Inleiding
Op 22 juni 2022 heeft de Centrale Raad van Beroep in het kader van de Jeugdwet een oordeel gegeven over de vraag of het college met een toegekende voorziening de jeugdige voldoende in staat heeft gesteld gezond en veilig op te groeien, te groeien naar zelfstandigheid en voldoende zelfredzaam te zijn en maatschappelijk te participeren.[1] De voorziening waarover in hoger beroep is gestreden, is jeugdhulp in de vorm van behandeling van dyslexie. Het is de tweede uitspraak van de Centrale Raad van Beroep over dyslexie.

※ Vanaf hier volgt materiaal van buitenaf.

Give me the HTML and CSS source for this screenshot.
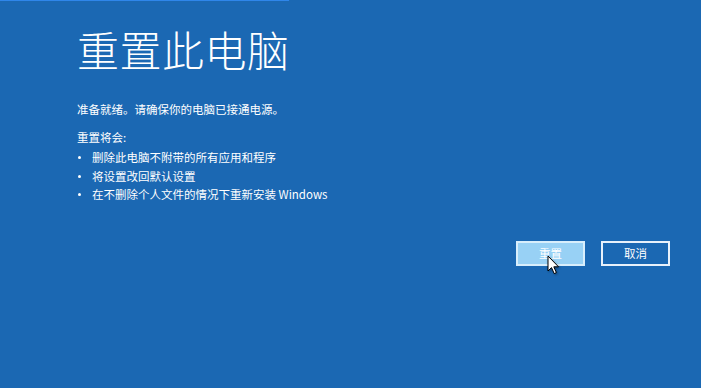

De dyslexie-uitspraak uit 2018
Eerder oordeelde de Centrale Raad van Beroep over de vraag of het college de behandeling van bepaalde vormen van dyslexie mag uitsluiten van jeugdhulp.[2] Vóór 2015 was de dyslexiezorg ondergebracht bij de Zorgverzekeringswet. Op grond daarvan werd hulp vergoed voor die vormen van dyslexie die waren aan te merken als enkelvoudige, ernstige dyslexie (EED). Of daarvan sprake was, werd door deskundigen vastgesteld aan de hand van het protocol Dyslexie, diagnostiek en behandeling 2.0 (Protocol 2.0). Het college in de desbetreffende uitspraak voerde een beleid dat alleen vormen van EED voor vergoeding in aanmerking kwamen. De Centrale Raad van Beroep oordeelde in hoger beroep dat het college een dergelijk beleid mocht voeren (het college is binnen de ruimte gebleven die de wetgever in artikel 2.3 Jeugdwet aan het college heeft gelaten) en dat de beperking van hulp bij dyslexie tot EED (voor leerlingen tot 12 jaar) geoorloofd was. Vervolgens toetste de Centrale Raad van Beroep of in dit geval het college tot het besluit heeft kunnen komen en oordeelde dat dit het geval was.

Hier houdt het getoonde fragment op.